As with The Grand Budapest Hotel, this is another Russian nesting doll-structured narrative. The bulk of the story takes place around the convention in the desert, but this is a story within a story. In some black & white bookended segments, Bryan Cranston’s Rod Serling-styled narrator informs us that what we are seeing is a filmed performance of a stage play written by renowned playwright Conrad Earp (Edward Norton – all southern charm and whistling “esses”). Asteroid City is a play within a TV show within a movie. Why? Well… why not? This is quintessential Anderson. What does it all mean? Ask me in a year.
It’s easier to say who isn’t part of the massive ensemble cast (Anderson regular Bill Murray is absent, with Tom Hanks almost certainly playing the part earmarked for Murray). Yes, there’s a lot going on, but it never feels too busy or overwhelming. Consistently amusing and genuinely funny, Asteroid City is also bathed in a pleasant, warm-hearted pathos.
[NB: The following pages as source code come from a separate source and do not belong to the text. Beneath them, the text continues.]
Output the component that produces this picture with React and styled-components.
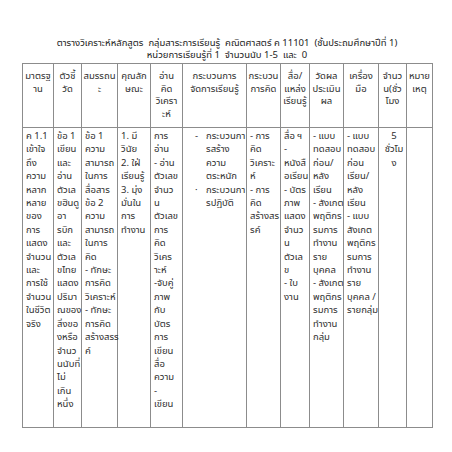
import styled, { createGlobalStyle } from "styled-components";

const GlobalStyle = createGlobalStyle`
  html, body {
    margin: 0;
    padding: 0;
    background: #ffffff;
  }
  body {
    font-family: "Noto Sans", "Noto Sans Thai", "Tahoma", "DejaVu Sans", sans-serif;
    color: #2b2b2b;
  }
`;

const columns = [31, 28, 36, 33, 32, 64, 34, 29, 34, 35, 28, 26];

const headers = [
  ["มาตรฐ", "าน"],
  ["ตัวชี้", "วัด"],
  ["สมรรถน", "ะ"],
  ["คุณลัก", "ษณะ"],
  ["อ่าน", "คิด", "วิเครา", "ะห์"],
  ["กระบวนการ", "จัดการเรียนรู้"],
  ["กระบวน", "การคิด"],
  ["สื่อ/", "แหล่ง", "เรียนรู้"],
  ["วัดผล", "ประเมิน", "ผล"],
  ["เครื่อง", "มือ"],
  ["จำนว", "น(ชั่ว", "โมง"],
  ["หมาย", "เหตุ"],
];

const body = [
  ["ค 1.1", "เข้าใจ", "ถึง", "ความ", "หลาก", "หลาย", "ของ", "การ", "แสดง", "จำนวน", "และ", "การใช้", "จำนวน", "ในชีวิต", "จริง"],
  ["ข้อ 1", "เขียน", "และ", "อ่าน", "ตัวเล", "ขฮินดู", "อา", "รบิก", "และ", "ตัวเล", "ขไทย", "แสดง", "ปริมา", "ณของ", "สิ่งขอ", "งหรือ", "จำนว", "นนับที่", "ไม่", "เกิน", "หนึ่ง"],
  ["ข้อ 1", "ความ", "สามารถ", "ในการ", "สื่อสาร", "ข้อ 2", "ความ", "สามารถ", "ในการ", "คิด", "- ทักษะ", "การคิด", "วิเคราะห์", "- ทักษะ", "การคิด", "สร้างสรร", "ค์"],
  ["1. มี", "วินัย", "2. ใฝ่", "เรียนรู้", "3. มุ่ง", "มั่นใน", "การ", "ทำงาน"],
  ["การ", "อ่าน", "- อ่าน", "ตัวเลข", "จำนว", "น", "ตัวเลข", "การ", "คิด", "วิเคร", "าะห์", "-จับคู่", "ภาพ", "กับ", "บัตร", "การ", "เขียน", "สื่อ", "ความ", "-", "เขียน"],
  null,
  ["- การ", "คิด", "วิเคราะ", "ห์", "- การ", "คิด", "สร้างสร", "รค์"],
  ["สื่อ ฯ", "-", "หนังสื", "อเรียน", "- บัตร", "ภาพ", "แสดง", "จำนว", "น", "ตัวเล", "ข", "- ใบ", "งาน"],
  ["- แบบ", "ทดสอบ", "ก่อน/", "หลัง", "เรียน", "- สังเกต", "พฤติกร", "รมการ", "ทำงาน", "ราย", "บุคคล", "- สังเกต", "พฤติกร", "รมการ", "ทำงาน", "กลุ่ม"],
  ["- แบบ", "ทดสอบ", "ก่อน", "เรียน/", "หลัง", "เรียน", "- แบบ", "สังเกต", "พฤติกร", "รมการ", "ทำงาน", "ราย", "บุคคล /", "รายกลุ่ม"],
  ["5", "ชั่วโม", "ง"],
  [],
];

const processes = [
  { mark: "-", lines: ["กระบวนกา", "รสร้าง", "ความ", "ตระหนัก"] },
  { mark: "·", lines: ["กระบวนกา", "รปฏิบัติ"] },
];

const App = () => {
  return (
    <Page>
      <GlobalStyle />
      <Title>
        <div>ตารางวิเคราะห์หลักสูตร&nbsp; กลุ่มสาระการเรียนรู้&nbsp; คณิตศาสตร์ ค 11101&nbsp; (ชั้นประถมศึกษาปีที่ 1)</div>
        <div>หน่วยการเรียนรู้ที่ 1&nbsp; จำนวนนับ 1-5&nbsp; และ&nbsp; 0</div>
      </Title>
      <Table>
        <colgroup>
          {columns.map((w, i) => (
            <col key={i} style={{ width: w }} />
          ))}
        </colgroup>
        <thead>
          <tr>
            {headers.map((lines, i) => (
              <HeadCell key={i}>
                {lines.map((l, j) => (
                  <Line key={j}>{l}</Line>
                ))}
              </HeadCell>
            ))}
          </tr>
        </thead>
        <tbody>
          <BodyRow>
            {body.map((lines, i) =>
              lines === null ? (
                <BodyCell key={i}>
                  {processes.map((p, k) => (
                    <Bullet key={k}>
                      <Mark>{p.mark}</Mark>
                      <div>
                        {p.lines.map((l, j) => (
                          <Line key={j}>{l}</Line>
                        ))}
                      </div>
                    </Bullet>
                  ))}
                </BodyCell>
              ) : (
                <BodyCell key={i} $center={i === 10}>
                  {lines.map((l, j) => (
                    <Line key={j}>{l}</Line>
                  ))}
                </BodyCell>
              )
            )}
          </BodyRow>
        </tbody>
      </Table>
    </Page>
  );
};

export default App;

const Page = styled.div`
  width: 452px;
  height: 452px;
  padding: 37px 0 0 22px;
  box-sizing: border-box;
  overflow: hidden;
`;

const Title = styled.div`
  width: 410px;
  text-align: center;
  font-size: 9.5px;
  line-height: 12px;
  color: #222;
  margin-bottom: 2px;
  white-space: nowrap;
`;

const Table = styled.table`
  width: 410px;
  table-layout: fixed;
  border-collapse: collapse;
  font-size: 9.5px;
  color: #2e2e2e;
`;

const HeadCell = styled.th`
  border: 1px solid #8c8c8c;
  font-weight: normal;
  text-align: center;
  vertical-align: top;
  padding: 6px 0 3px;
  height: 54px;
  line-height: 12.5px;
  overflow: visible;
`;

const BodyRow = styled.tr`
  height: 300px;
`;

const BodyCell = styled.td`
  border: 1px solid #8c8c8c;
  border-top-color: #5a5a5a;
  vertical-align: top;
  text-align: ${(p) => (p.$center ? "center" : "left")};
  padding: 1px 0 0 3px;
  line-height: 13.4px;
`;

const Line = styled.div`
  white-space: nowrap;
`;

const Bullet = styled.div`
  display: flex;
  padding-left: 9px;
`;

const Mark = styled.span`
  width: 11px;
  flex: none;
`;
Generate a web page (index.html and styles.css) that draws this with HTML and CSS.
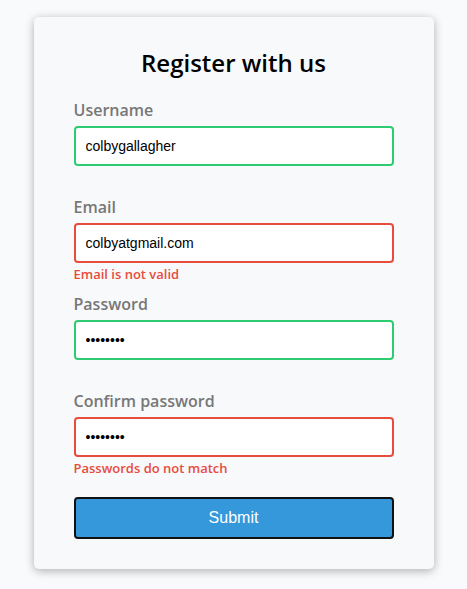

I doubt that Anderson bothers with reviews, but of all the criticism regularly directed at him, the one that puzzles me the most is that his work is cold and detached. Anderson’s style has always masked a humanity that lies hidden beneath the perfectly-constructed surface. He takes unpredictable emotions like grief and sadness and examines them in precise, rigidly controlled environments. We’re shown the aftermath of grief, but not the cause. But by accident or design, here Anderson addresses the issue head on. In an uncharacteristically candid expression of self-analysis, Johansson describes Campbell and Steenbeck as “two catastrophically wounded people who don’t express the depths of their pain, because we don’t want to”. “Let’s change the subject, shall we?” comes the reply. This is perhaps Anderson’s most empathetic movie since The Royal Tenenbaums. If there is an overriding theme, it’s about finding a connection in the most unlikely of places.
Most of Anderson’s work occupies a non-specific time period best described as “any time between the 1960s and the present”. Period specificity is a relatively new phenomenon for Anderson, only really beginning with The Grand Budapest Hotel. This timeless ambiguity contributed greatly to the oddness of the universes he creates, but Asteroid City is firmly steeped in 1950s Americana. It’s comforting and reliably the same, but with some new flourishes added on top.
Overall, this is a more rewarding and satisfying meal than the director’s previous effort. Where The French Dispatch suffered from the disjointed nature of the anthology movie, Asteroid City has the advantage of a dramatic unity that comes from picking one setting and one set of characters and sticking with them.
I don’t know how Anderson manages to do it again and again, but I’m eternally grateful that he does.